Keywords: Sensor state, sensor orientation, sensor calibration, spatio-temporal sensor calibration, image deblurring, focal-plane shutter camera models

Abstract. We investigate the advantages of using what we call sensor state parameters or sensor state to describe the geometrical relationship between a sensor and the 3D space or the 4D time-space that extend the traditional image pose or orientation (position and attitude) to the image state. In our concept, at some point in time t, the sensor state is a 12-dimensional vector composed of four 3-dimensional subvectors p(t), v(t), γ(t) and ω(t). Roughly speaking, p(t) is the sensor’s position, v(t) its linear velocity, γ(t) its attitude and ω(t) its angular velocity. It is clear that the state concept extends the pose or orientation ones and attempts to describe both a sensor’s statics (p(t), γ(t)) and dynamics (v(t), ω(t)).
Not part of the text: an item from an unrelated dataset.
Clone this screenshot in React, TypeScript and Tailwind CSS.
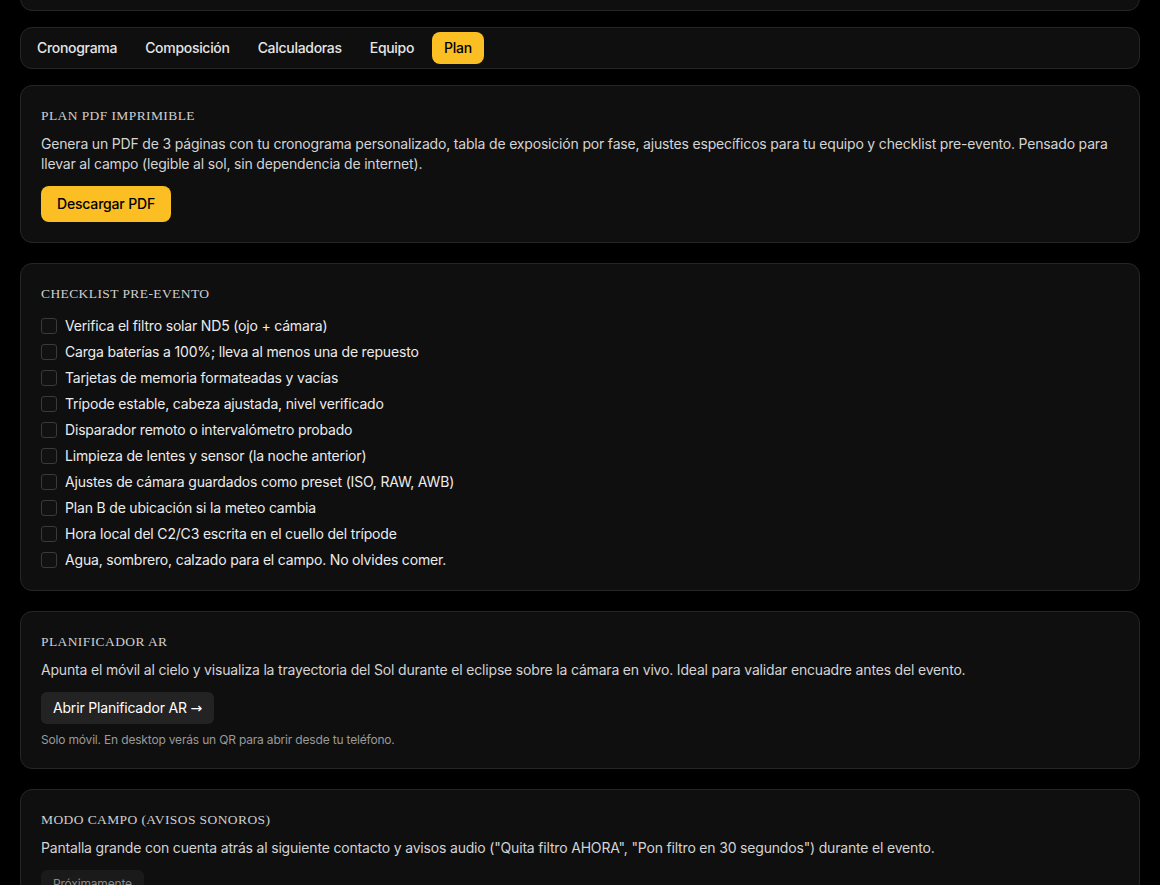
import React from 'react';

const sans = { fontFamily: 'Inter, "Liberation Sans", sans-serif' };

const tabs = ['Cronograma', 'Composición', 'Calculadoras', 'Equipo', 'Plan'];

const checklist = [
	'Verifica el filtro solar ND5 (ojo + cámara)',
	'Carga baterías a 100%; lleva al menos una de repuesto',
	'Tarjetas de memoria formateadas y vacías',
	'Trípode estable, cabeza ajustada, nivel verificado',
	'Disparador remoto o intervalómetro probado',
	'Limpieza de lentes y sensor (la noche anterior)',
	'Ajustes de cámara guardados como preset (ISO, RAW, AWB)',
	'Plan B de ubicación si la meteo cambia',
	'Hora local del C2/C3 escrita en el cuello del trípode',
	'Agua, sombrero, calzado para el campo. No olvides comer.',
];

function Heading({ children }: { children: React.ReactNode }) {
	return (
		<h2 className="font-['Liberation_Serif',serif] text-[13.5px] leading-5 uppercase tracking-[0.03em] text-[#d0d0d0] mb-2">
			{children}
		</h2>
	);
}

function Card({ children }: { children: React.ReactNode }) {
	return (
		<section className="rounded-xl border border-[#262626] bg-[#0f0f0f] p-5">
			{children}
		</section>
	);
}

export default function App() {
	return (
		<div className="min-h-screen bg-black text-[#e5e5e5] tracking-[-0.18px]" style={sans}>
			<div className="mx-5 -mt-[30px] flex flex-col">
				<div className="h-[41px] rounded-xl border border-[#262626] bg-[#0f0f0f]" />

				<nav className="mt-4 flex gap-1 rounded-xl border border-[#262626] bg-[#0f0f0f] p-1">
					{tabs.map((t) => (
						<button
							key={t}
							className={
								t === 'Plan'
									? 'ml-0.5 rounded-lg bg-[#fbbf24] px-3 py-1.5 text-sm font-medium tracking-[-0.3px] text-black'
									: 'rounded-lg px-3 py-1.5 text-sm font-medium tracking-[-0.3px] text-[#e5e5e5]'
							}
						>
							{t}
						</button>
					))}
				</nav>

				<div className="mt-4 flex flex-col gap-5">
					<Card>
						<Heading>Plan PDF imprimible</Heading>
						<p className="text-sm leading-5 text-[#d4d4d4]">
							Genera un PDF de 3 páginas con tu cronograma personalizado, tabla de
							exposición por fase, ajustes específicos para tu equipo y checklist
							pre-evento. Pensado para llevar al campo (legible al sol, sin
							dependencia de internet).
						</p>
						<button className="mt-3 rounded-lg bg-[#fbbf24] px-4 py-2 text-sm font-medium text-black">
							Descargar PDF
						</button>
					</Card>

					<Card>
						<Heading>Checklist pre-evento</Heading>
						<ul className="flex flex-col gap-1.5 pt-1">
							{checklist.map((item) => (
								<li key={item}>
									<label className="flex items-center gap-2 text-sm leading-5 text-[#ececec]">
										<span className="h-4 w-4 shrink-0 rounded-[3px] border border-[#3a3a3a] bg-[#111]" />
										{item}
									</label>
								</li>
							))}
						</ul>
					</Card>

					<Card>
						<Heading>Planificador AR</Heading>
						<p className="text-sm leading-5 text-[#d4d4d4]">
							Apunta el móvil al cielo y visualiza la trayectoria del Sol durante el
							eclipse sobre la cámara en vivo. Ideal para validar encuadre antes del
							evento.
						</p>
						<button className="mt-3 rounded-md bg-[#232323] px-3 py-1.5 text-sm text-white">
							Abrir Planificador AR{' '}
							<span className="font-['DejaVu_Sans',sans-serif]">→</span>
						</button>
						<p className="mt-2 text-xs text-[#9a9a9a]">
							Solo móvil. En desktop verás un QR para abrir desde tu teléfono.
						</p>
					</Card>

					<Card>
						<Heading>Modo campo (avisos sonoros)</Heading>
						<p className="text-sm leading-5 text-[#d4d4d4]">
							Pantalla grande con cuenta atrás al siguiente contacto y avisos audio
							("Quita filtro AHORA", "Pon filtro en 30 segundos") durante el evento.
						</p>
						<span className="mt-3 inline-block rounded-md bg-[#1a1a1a] px-3 py-1.5 text-xs text-[#8a8a8a]">
							Próximamente
						</span>
					</Card>
				</div>
			</div>
		</div>
	);
}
It is also clear that if p(t), γ(t) are known for all t within some time interval of interest, then v(t) and ω(t) can be derived from the former.

We present three methods to compute the state parameters, two for the continuous case and one for the discrete case. The first two methods rely on the availability of inertial measurements and their derived time-Position-Velocity-Attitude (tPVA) trajectories. The first method extends the INS mechanization equations and the second method derives the IMU angular velocities from INS mechanization equations' output data. The third method derives lineal and angular velocities from relative orientation parameters. We illustrate how sensor states can be applied to solve practical problems. For this purpose we have selected three cases: multi-sensor synchronization calibration, correction of image motion blur (translational and rotational) and accurate orientation of images acquired with focal-plane shutters.